I saw on a support group this week someone raising an issue of alcohol playing a part in school life, for example at summer and winter fetes – I mean what type of fete is it where the good old fashioned drink tombola isn’t available? Can we even call it a fete if it’s absent? This is actually a good point for me, we attended a charity day at the weekend for dogs and the drink stall was water or wine – pick correctly and you’ll get a prize! We all had a go, clearly we all won water and had to give it back, but it hit me what lesson did that just teach my 5 year old son? Does he think that because we didn’t win wine we lost? Will he now ask for wine instead of water at dinner? To open a whole can of worms for myself, I have to now factor in teaching him that alcohol has damaged him, yet we still drink it at home. Do we now go tee-total? Do we take away alcohol and become an alcohol free zone? I won’t lie some weeks like this week, I feel that that glass of wine helps me sleep or unwind.
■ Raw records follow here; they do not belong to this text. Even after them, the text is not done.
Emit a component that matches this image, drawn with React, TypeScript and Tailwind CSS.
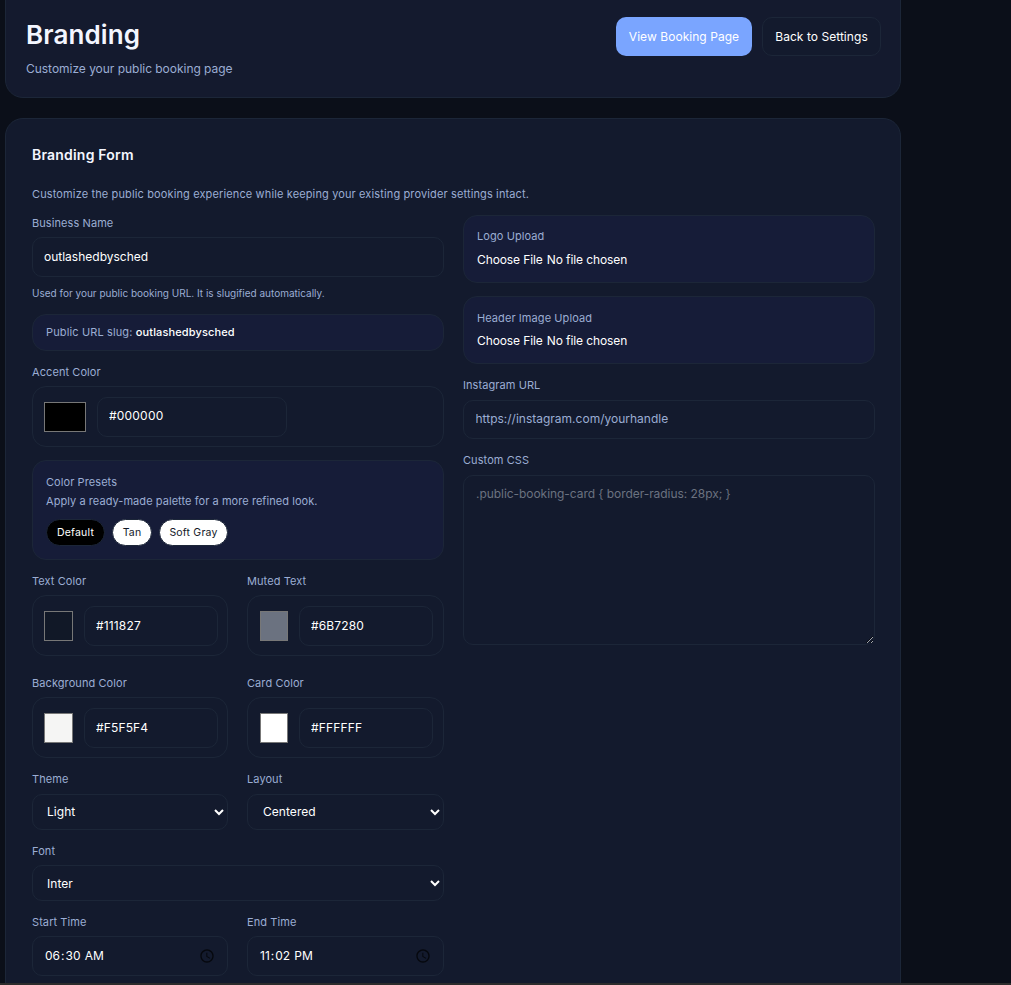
function Label({ children }: { children: React.ReactNode }) {
  return <label className="block text-[11px] leading-[14px] tracking-[0.08px] text-[#9badd3]">{children}</label>;
}

function ColorField({ label, value, right }: { label: string; value: string; right?: boolean }) {
  return (
    <div className="flex flex-col gap-[7px]">
      <Label>{label}</Label>
      <div className={`flex h-[61px] items-center gap-[11px] rounded-[14px] border border-[#1c2638] ${right ? "pl-[12px]" : "pl-[11px]"}`}>
        <input
          type="color"
          defaultValue={value}
          className={`h-[30px] shrink-0 cursor-pointer bg-transparent p-0 [&::-webkit-color-swatch-wrapper]:p-0 ${right ? "w-[28px]" : "w-[29px]"}`}
        />
        <input
          type="text"
          defaultValue={value.toUpperCase()}
          className="h-[40px] w-[134px] rounded-[10px] border border-[#1c2638] bg-[#131a2d] px-[11px] pb-[1px] text-[12px] tracking-[0.15px] text-white outline-none"
        />
      </div>
    </div>
  );
}

function AccentField() {
  return (
    <div className="flex flex-col gap-[7px]">
      <Label>Accent Color</Label>
      <div className="flex h-[61px] items-center gap-[11px] rounded-[14px] border border-[#1c2638] pl-[11px]">
        <input
          type="color"
          defaultValue="#000000"
          className="h-[30px] w-[42px] shrink-0 cursor-pointer bg-transparent p-0 [&::-webkit-color-swatch-wrapper]:p-0"
        />
        <input
          type="text"
          defaultValue="#000000"
          className="h-[40px] w-[190px] rounded-[10px] border border-[#1c2638] bg-[#131a2d] px-[11px] pb-[2px] text-[12px] tracking-[0.2px] text-white outline-none"
        />
      </div>
    </div>
  );
}

function SelectField({ label, value, roomy, inset }: { label: string; value: string; roomy?: boolean; inset?: boolean }) {
  return (
    <div className={`flex flex-col ${roomy ? "gap-[8px]" : "gap-[7px]"}`}>
      <Label>{label}</Label>
      <select
        defaultValue={value}
        className={`h-[36px] w-full rounded-[10px] border border-[#1c2638] bg-[#131a2d] pr-[10px] text-[12px] tracking-[0.05px] text-white outline-none [color-scheme:dark] ${roomy ? "pb-[2px]" : ""} ${inset ? "pl-[11px]" : "pl-[10px]"}`}
      >
        <option>{value}</option>
      </select>
    </div>
  );
}

function TimeField({ label, value }: { label: string; value: string }) {
  return (
    <div className="flex flex-col gap-[7px]">
      <Label>{label}</Label>
      <input
        type="time"
        defaultValue={value}
        className="h-[40px] w-full rounded-[10px] border border-[#1c2638] bg-[#131a2d] pl-[11px] pr-[12px] text-[12px] text-white outline-none [&::-webkit-calendar-picker-indicator]:h-[16px] [&::-webkit-calendar-picker-indicator]:w-[16px] [&::-webkit-calendar-picker-indicator]:p-0 [&::-webkit-calendar-picker-indicator]:opacity-70"
      />
    </div>
  );
}

function UploadBox({ label, low }: { label: string; low?: boolean }) {
  return (
    <div className={`flex h-[68px] flex-col rounded-[14px] border border-[#1c2638] bg-[#161c38] px-[13px] ${low ? "gap-[7px] pt-[14px]" : "gap-[8px] pt-[13px]"}`}>
      <Label>{label}</Label>
      <input type="file" className="block w-full text-[12px] tracking-[-0.1px] text-white" />
    </div>
  );
}

export default function App() {
  return (
    <div
      className="h-[985px] w-[1011px] overflow-hidden border-b-2 border-[#2c2c2c] bg-[#0b0f19] pl-[5px] text-white"
      style={{ fontFamily: "Inter, 'Liberation Sans', sans-serif" }}
    >
      <div className="w-[896px]">
        <header className="-mt-[20px] flex h-[118px] items-start justify-between rounded-[18px] border border-[#1c2638] bg-[#141a2e] pl-[20px] pr-[19px] pt-[36px]">
          <div>
            <h1 className="mt-[1px] text-[26px] font-semibold leading-[34px] tracking-[0.1px] text-[#f3f6ff]">Branding</h1>
            <p className="mt-[9px] text-[12px] leading-[16px] tracking-[-0.03px] text-[#9badd3]">Customize your public booking page</p>
          </div>
          <div className="flex gap-[10px]">
            <button className="h-[39px] w-[136px] rounded-[10px] bg-[#7aa5ff] text-[12px] tracking-[0.05px] text-white">View Booking Page</button>
            <button className="h-[39px] w-[119px] rounded-[10px] border border-[#1c2638] bg-[#131a2d] text-[12px] tracking-[0.05px] text-white">Back to Settings</button>
          </div>
        </header>

        <section className="mt-[20px] h-[900px] rounded-[18px] border border-[#1c2638] bg-[#131a2d] px-[26px] pt-[27px]">
          <h2 className="text-[14px] font-semibold leading-[18px] tracking-[0.2px] text-[#f3f6ff]">Branding Form</h2>
          <p className="mt-[23px] text-[11px] leading-[14px] tracking-[0.13px] text-[#9badd3]">
            Customize the public booking experience while keeping your existing provider settings intact.
          </p>

          <div className="mt-[15px] grid w-[843px] grid-cols-[412px_412px] gap-[19px]">
            <div className="flex flex-col">
              <div className="flex flex-col gap-[7px]">
                <Label>Business Name</Label>
                <input
                  type="text"
                  defaultValue="outlashedbysched"
                  className="h-[40px] w-full rounded-[10px] border border-[#1c2638] bg-[#131a2d] px-[11px] pb-[1px] text-[12px] text-white outline-none"
                />
              </div>
              <p className="mt-[9px] text-[10px] leading-[14px] text-[#9badd3]">Used for your public booking URL. It is slugified automatically.</p>
              <div className="mt-[14px] flex h-[37px] items-center rounded-[14px] border border-[#1c2638] bg-[#161c38] px-[13px] text-[11px] tracking-[0.13px] text-[#9badd3]">
                <span>Public URL slug:&nbsp;</span>
                <strong className="font-medium text-white">outlashedbysched</strong>
              </div>

              <div className="mt-[14px]">
                <AccentField />
              </div>

              <div className="mt-[13px] h-[100px] rounded-[14px] border border-[#1c2638] bg-[#161c38] px-[13px] pt-[14px]">
                <div className="text-[11px] leading-[14px] tracking-[0.08px] text-[#9badd3]">Color Presets</div>
                <div className="mt-[5px] text-[11px] leading-[14px] tracking-[0.06px] text-[#9badd3]">Apply a ready-made palette for a more refined look.</div>
                <div className="mt-[11px] flex gap-[7px]">
                  <button className="h-[27px] w-[59px] rounded-full border border-[#1c2638] bg-black text-[10.5px] tracking-[0.2px] text-white">Default</button>
                  <button className="h-[27px] w-[40px] rounded-full border border-[#1c2638] bg-white text-[10.5px] tracking-[0.2px] text-[#111827]">Tan</button>
                  <button className="h-[27px] w-[69px] rounded-full border border-[#1c2638] bg-white text-[10.5px] tracking-[0.2px] text-[#111827]">Soft Gray</button>
                </div>
              </div>

              <div className="mt-[14px] grid grid-cols-[196px_197px] gap-x-[19px] gap-y-[20px]">
                <ColorField label="Text Color" value="#111827" />
                <ColorField label="Muted Text" value="#6b7280" right />
                <ColorField label="Background Color" value="#f5f5f4" />
                <ColorField label="Card Color" value="#ffffff" right />
              </div>

              <div className="mt-[14px] grid grid-cols-[196px_197px] gap-x-[19px] gap-y-[14px]">
                <SelectField label="Theme" value="Light" roomy />
                <SelectField label="Layout" value="Centered" roomy inset />
                <div className="col-span-2">
                  <SelectField label="Font" value="Inter" />
                </div>
                <TimeField label="Start Time" value="06:30" />
                <TimeField label="End Time" value="23:02" />
              </div>
            </div>

            <div className="-mt-[1px] flex flex-col">
              <UploadBox label="Logo Upload" />
              <div className="mt-[13px]">
                <UploadBox label="Header Image Upload" low />
              </div>
              <div className="mt-[14px] flex flex-col gap-[8px]">
                <Label>Instagram URL</Label>
                <input
                  type="text"
                  defaultValue="https://instagram.com/yourhandle"
                  className="h-[39px] w-full rounded-[10px] border border-[#1c2638] bg-[#131a2d] px-[11.5px] pb-[2px] text-[12px] text-[#9badd3] outline-none"
                />
              </div>
              <div className="mt-[14px] flex flex-col gap-[8px]">
                <Label>Custom CSS</Label>
                <textarea
                  placeholder=".public-booking-card { border-radius: 28px; }"
                  className="block h-[170px] w-full rounded-[10px] border border-[#1c2638] bg-[#131a2d] px-[12px] py-[9px] text-[12px] tracking-[-0.05px] text-white outline-none placeholder:text-[#6b7280] [color-scheme:dark]"
                />
              </div>
            </div>
          </div>
        </section>
      </div>
    </div>
  );
}
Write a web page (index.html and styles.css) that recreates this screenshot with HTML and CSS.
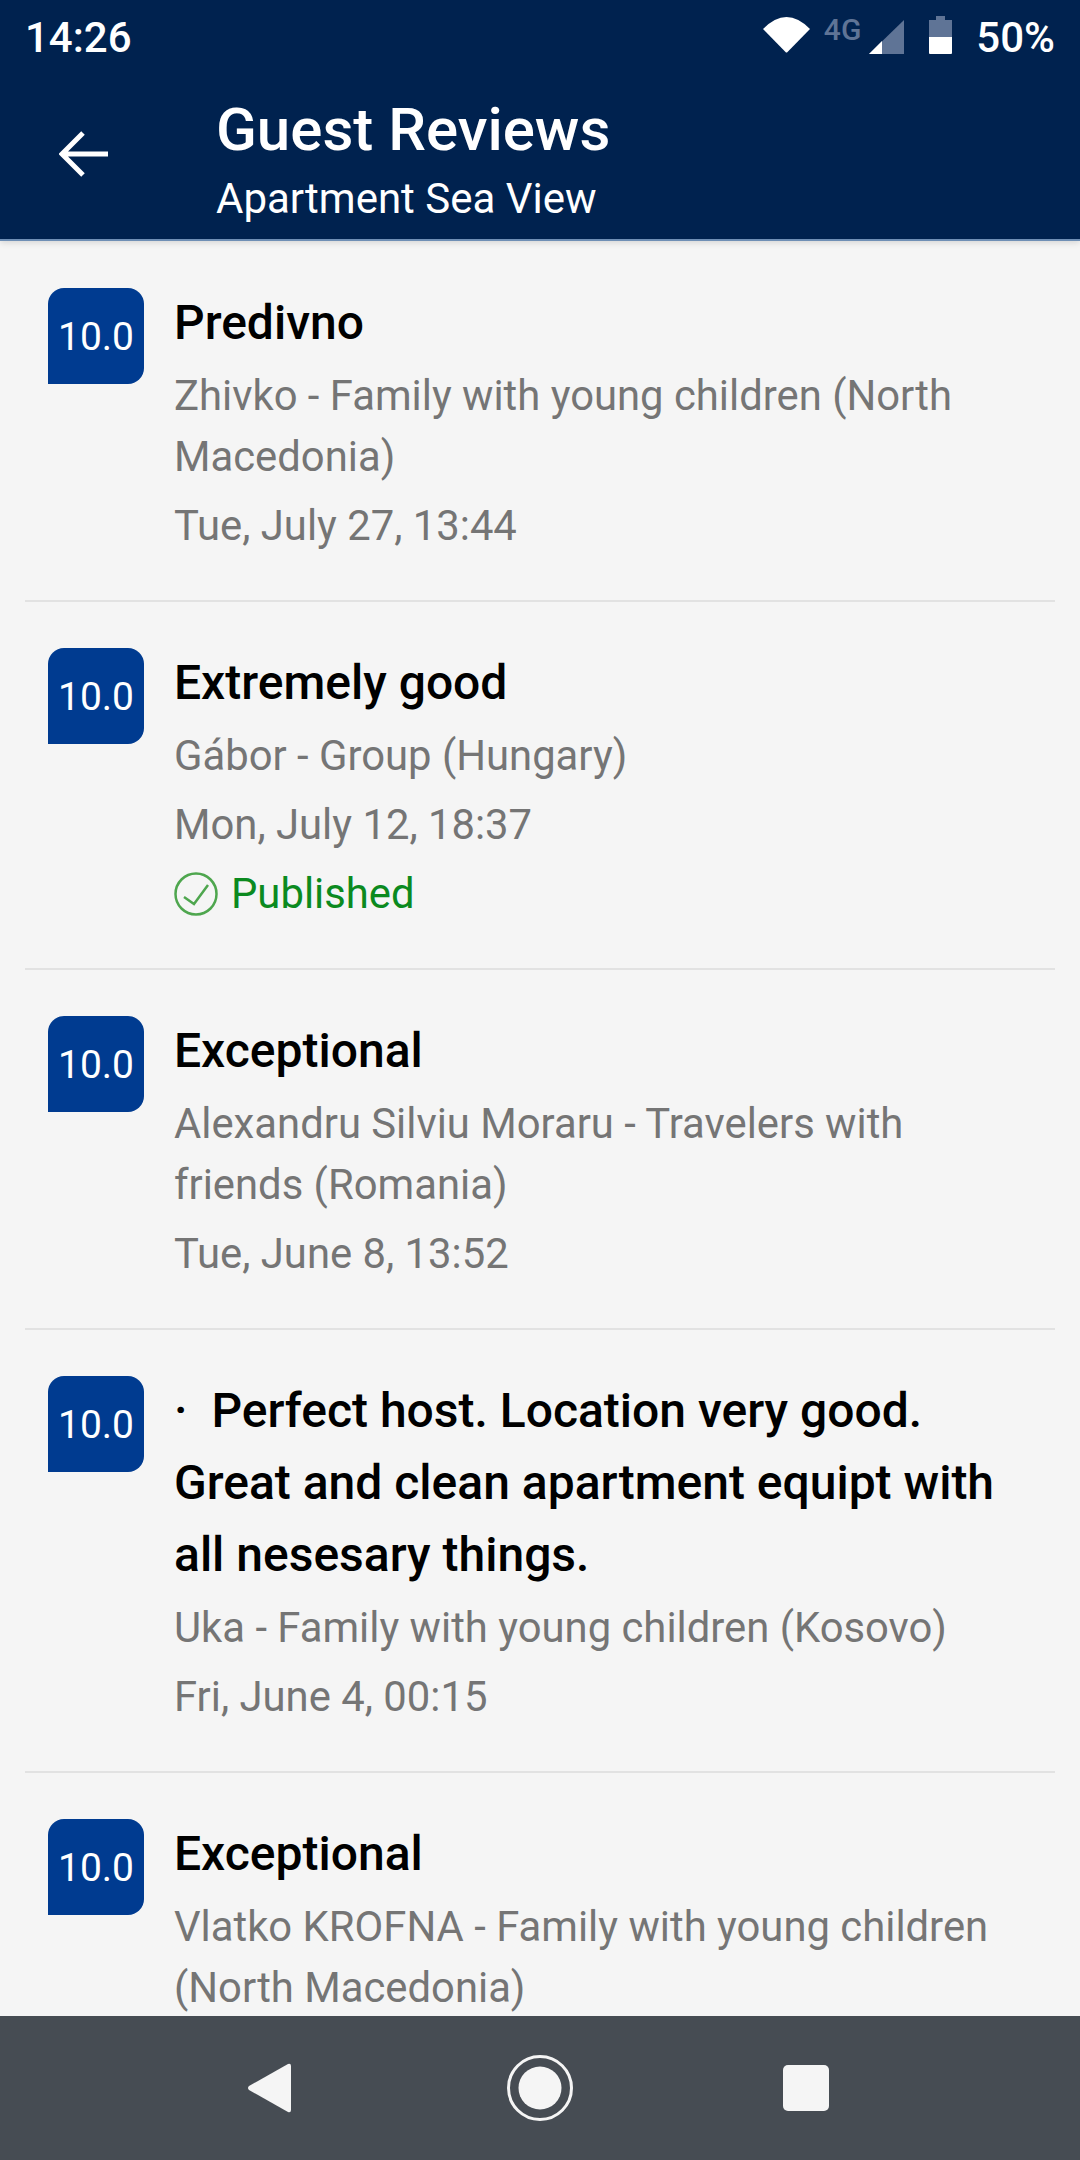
FILE: index.html
```html
<!DOCTYPE html>
<html lang="en">
<head>
  <meta charset="UTF-8" />
  <title>Guest Reviews</title>
  <link rel="stylesheet" href="styles.css">
</head>
<body>
  <div class="screen">
    <header class="top">
      <div class="status-bar">
        <span class="clock">14:26</span>
        <div class="status-icons">
          <svg class="wifi" width="47" height="36" viewBox="0 0 47 36"><path d="M0 12 Q23.5 -12 47 12 L24.5 35 Q23.5 36 22.5 35 Z" fill="#fff"/></svg>
          <span class="net">4G</span>
          <svg class="signal" width="35" height="34" viewBox="0 0 35 34"><path d="M35 0 V34 H0 Z" fill="#5f7496"/><path d="M0 34 L13 21 V34 Z" fill="#fff"/></svg>
          <svg class="battery" width="23" height="38" viewBox="0 0 23 38"><path d="M7 0 H16 V4 H23 V21 H0 V4 H7 Z" fill="#5f7496"/><path d="M0 21 H23 V37 Q23 38 22 38 H1 Q0 38 0 37 Z" fill="#fff"/></svg>
          <span class="percent">50%</span>
        </div>
      </div>
      <div class="toolbar">
        <svg class="back" width="50" height="46" viewBox="0 0 50 46"><path d="M49 23 H3 M24 2 L3 23 L24 44" fill="none" stroke="#fff" stroke-width="5"/></svg>
        <div class="toolbar-text">
          <h1>Guest Reviews</h1>
          <p>Apartment Sea View</p>
        </div>
      </div>
    </header>

    <main class="reviews">
      <div class="review">
        <div class="score">10.0</div>
        <div class="review-body">
          <h2>Predivno</h2>
          <p class="who">Zhivko - Family with young children (North Macedonia)</p>
          <p class="when">Tue, July 27, 13:44</p>
        </div>
      </div>
      <div class="review">
        <div class="score">10.0</div>
        <div class="review-body">
          <h2>Extremely good</h2>
          <p class="who">Gábor - Group (Hungary)</p>
          <p class="when">Mon, July 12, 18:37</p>
          <p class="published">
            <svg width="44" height="44" viewBox="0 0 44 44"><circle cx="22" cy="22" r="20.5" fill="none" stroke="#4ea64e" stroke-width="2.5"/><path d="M10 25 L20 32 L34 13" fill="none" stroke="#4ea64e" stroke-width="2.5"/></svg>
            Published
          </p>
        </div>
      </div>
      <div class="review">
        <div class="score">10.0</div>
        <div class="review-body">
          <h2>Exceptional</h2>
          <p class="who">Alexandru Silviu Moraru - Travelers with friends (Romania)</p>
          <p class="when">Tue, June 8, 13:52</p>
        </div>
      </div>
      <div class="review">
        <div class="score">10.0</div>
        <div class="review-body">
          <h2>·&nbsp; Perfect host. Location very good. Great and clean apartment equipt with all nesesary things.</h2>
          <p class="who">Uka - Family with young children (Kosovo)</p>
          <p class="when">Fri, June 4, 00:15</p>
        </div>
      </div>
      <div class="review">
        <div class="score">10.0</div>
        <div class="review-body">
          <h2>Exceptional</h2>
          <p class="who">Vlatko KROFNA - Family with young children (North Macedonia)</p>
        </div>
      </div>
    </main>

    <footer class="nav-bar">
      <svg class="nav-back" width="44" height="50" viewBox="0 0 44 50"><path d="M41 1 Q44 0 44 3 V47 Q44 50 41 49 L2 27 Q0 25 2 23 Z" fill="#f5f5f5"/></svg>
      <svg width="66" height="66" viewBox="0 0 66 66"><circle cx="33" cy="33" r="31.5" fill="none" stroke="#f5f5f5" stroke-width="3"/><circle cx="33" cy="33" r="21.5" fill="#f5f5f5"/></svg>
      <div class="nav-square"></div>
    </footer>
  </div>
</body>
</html>
```

FILE: styles.css
```css
* {
  margin: 0;
  padding: 0;
  box-sizing: border-box;
}

body {
  width: 1080px;
  height: 2160px;
  overflow: hidden;
  font-family: Roboto, "Liberation Sans", sans-serif;
  background: #f5f5f5;
}

.screen {
  height: 2160px;
  display: flex;
  flex-direction: column;
}

/* Header */
.top {
  height: 241px;
  flex-shrink: 0;
  background: #00224f;
  color: #fff;
  border-bottom: 2px solid #6f8fb5;
  box-shadow: 0 2px 6px rgba(0, 0, 0, 0.12);
  position: relative;
  z-index: 1;
}

.status-bar {
  height: 74px;
  padding: 0 25px;
  display: flex;
  justify-content: space-between;
  align-items: center;
}

.clock,
.percent {
  font-size: 42px;
  font-weight: 500;
}

.status-icons {
  display: flex;
  align-items: center;
}

.wifi {
  margin: -4px 14px 0 0;
}

.net {
  font-size: 30px;
  font-weight: 500;
  color: #5f7496;
  margin: -16px 8px 0 0;
}

.signal {
  margin-right: 25px;
}

.battery {
  margin: -4px 24px 0 0;
}

.toolbar {
  display: flex;
  align-items: center;
  padding: 22px 0 0 59px;
}

.back {
  margin-right: 107px;
  margin-top: -16px;
}

.toolbar-text h1 {
  font-size: 60px;
  font-weight: 500;
  line-height: 68px;
}

.toolbar-text p {
  font-size: 42px;
  line-height: 56px;
  margin-top: 7px;
}

/* Review list */
.reviews {
  flex: 1;
  overflow: hidden;
  padding: 0 25px;
}

.review {
  display: flex;
  padding: 46px 0 44px;
  border-bottom: 2px solid #e2e2e2;
}

.review:first-child {
  padding-top: 47px;
}

.review:last-child {
  border-bottom: none;
}

.score {
  width: 96px;
  height: 96px;
  margin: 0 30px 0 23px;
  padding-top: 2px;
  flex-shrink: 0;
  background: #003b90;
  color: #fff;
  border-radius: 16px 16px 16px 0;
  font-size: 39px;
  display: flex;
  align-items: center;
  justify-content: center;
}

.review-body {
  flex: 1;
  min-width: 0;
  padding-right: 40px;
}

.review-body h2 {
  font-size: 48px;
  font-weight: 500;
  line-height: 72px;
  margin-top: -1px;
  margin-bottom: 6px;
  color: #000;
}

.who,
.when,
.published {
  font-size: 41.8px;
  line-height: 61px;
  color: #757575;
}

.when,
.published {
  margin-top: 8px;
}

.published {
  color: #0b8a1f;
  display: flex;
  align-items: center;
  gap: 13px;
}

/* Android nav bar */
.nav-bar {
  height: 144px;
  flex-shrink: 0;
  background: #464c53;
  display: flex;
  align-items: center;
  padding-left: 247px;
}

.nav-back {
  margin-right: 216px;
}

.nav-square {
  width: 46px;
  height: 46px;
  margin-left: 210px;
  background: #f5f5f5;
  border-radius: 5px;
}
```
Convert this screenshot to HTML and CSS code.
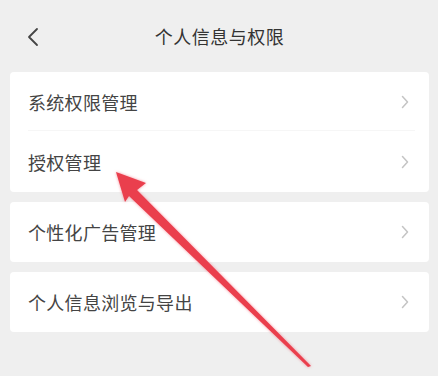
FILE: index.html
```html
<!DOCTYPE html>
<html lang="zh-CN">
<head>
    <meta charset="UTF-8">
    <meta name="viewport" content="width=device-width, initial-scale=1.0">
    <title>个人信息与权限</title>
    <link rel="stylesheet" href="styles.css">
</head>
<body>
    <div class="page">
        <div class="topbar">
            <svg class="back" width="12" height="20" viewBox="0 0 12 20">
                <path d="M10 2 L2 10 L10 18" fill="none" stroke="#444" stroke-width="1.8" stroke-linecap="round" stroke-linejoin="round"/>
            </svg>
            <div class="title">个人信息与权限</div>
        </div>

        <div class="group">
            <div class="row">
                <span>系统权限管理</span>
                <svg class="arrow-r" width="8" height="14" viewBox="0 0 8 14"><path d="M1.5 1.5 L6.5 7 L1.5 12.5" fill="none" stroke="#c4c4c4" stroke-width="1.5" stroke-linecap="round" stroke-linejoin="round"/></svg>
            </div>
            <div class="row">
                <span>授权管理</span>
                <svg class="arrow-r" width="8" height="14" viewBox="0 0 8 14"><path d="M1.5 1.5 L6.5 7 L1.5 12.5" fill="none" stroke="#c4c4c4" stroke-width="1.5" stroke-linecap="round" stroke-linejoin="round"/></svg>
            </div>
        </div>

        <div class="group">
            <div class="row">
                <span>个性化广告管理</span>
                <svg class="arrow-r" width="8" height="14" viewBox="0 0 8 14"><path d="M1.5 1.5 L6.5 7 L1.5 12.5" fill="none" stroke="#c4c4c4" stroke-width="1.5" stroke-linecap="round" stroke-linejoin="round"/></svg>
            </div>
        </div>

        <div class="group">
            <div class="row">
                <span>个人信息浏览与导出</span>
                <svg class="arrow-r" width="8" height="14" viewBox="0 0 8 14"><path d="M1.5 1.5 L6.5 7 L1.5 12.5" fill="none" stroke="#c4c4c4" stroke-width="1.5" stroke-linecap="round" stroke-linejoin="round"/></svg>
            </div>
        </div>

        <!-- red pointer drawn over the list -->
        <svg class="pointer" width="438" height="376" viewBox="0 0 438 376">
            <polygon points="116,172 146,183 137,190 311,366 308,367 129,196 125,202" fill="#ea3f4d"/>
        </svg>
    </div>
</body>
</html>
```

FILE: styles.css
```css
html, body { margin: 0; padding: 0; }
body { background: #efefef; font-family: "Noto Sans CJK SC", "Noto Sans", sans-serif; color: #444; }
.page { position: relative; width: 438px; height: 376px; overflow: hidden; padding: 0 9px 0 10px; box-sizing: border-box; }

.topbar { height: 72px; display: flex; align-items: center; justify-content: center; position: relative; }
.topbar .back { position: absolute; left: 17px; top: 27px; }
.title { font-size: 18px; color: #333; letter-spacing: 0.5px; margin-top: -1px; }

.group { background: #fff; border-radius: 4px; margin-bottom: 10px; }
.row { height: 60px; display: flex; align-items: center; justify-content: space-between; padding: 0 20px 0 18px; font-size: 18px; letter-spacing: 0.3px; position: relative; }
.row + .row::before { content: ""; position: absolute; top: -2px; left: 18px; right: 14px; height: 1px; background: #f6f6f6; }
.group:first-of-type .row:last-child { height: 59px; }

.pointer { position: absolute; left: 0; top: 0; filter: drop-shadow(0 0 1.5px rgba(240, 80, 100, 0.6)); }
```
When will I ever go out, wake up, participate in an activity and just be me? When will my FASD brain get to switch off for my son? When his 18? When his moved out? Or is this me now? Do I need to truly accept and embrace this new part of me, being an adoptive mum to an FASD child? My journey of self discovery will no doubt continue for a long time, or at least for this hour while I write, baby sleeps and I wait for my doctors appointment...
(Ps, Liam’s boxing coach managed to catch him and calm him before my tears erupted so all is well).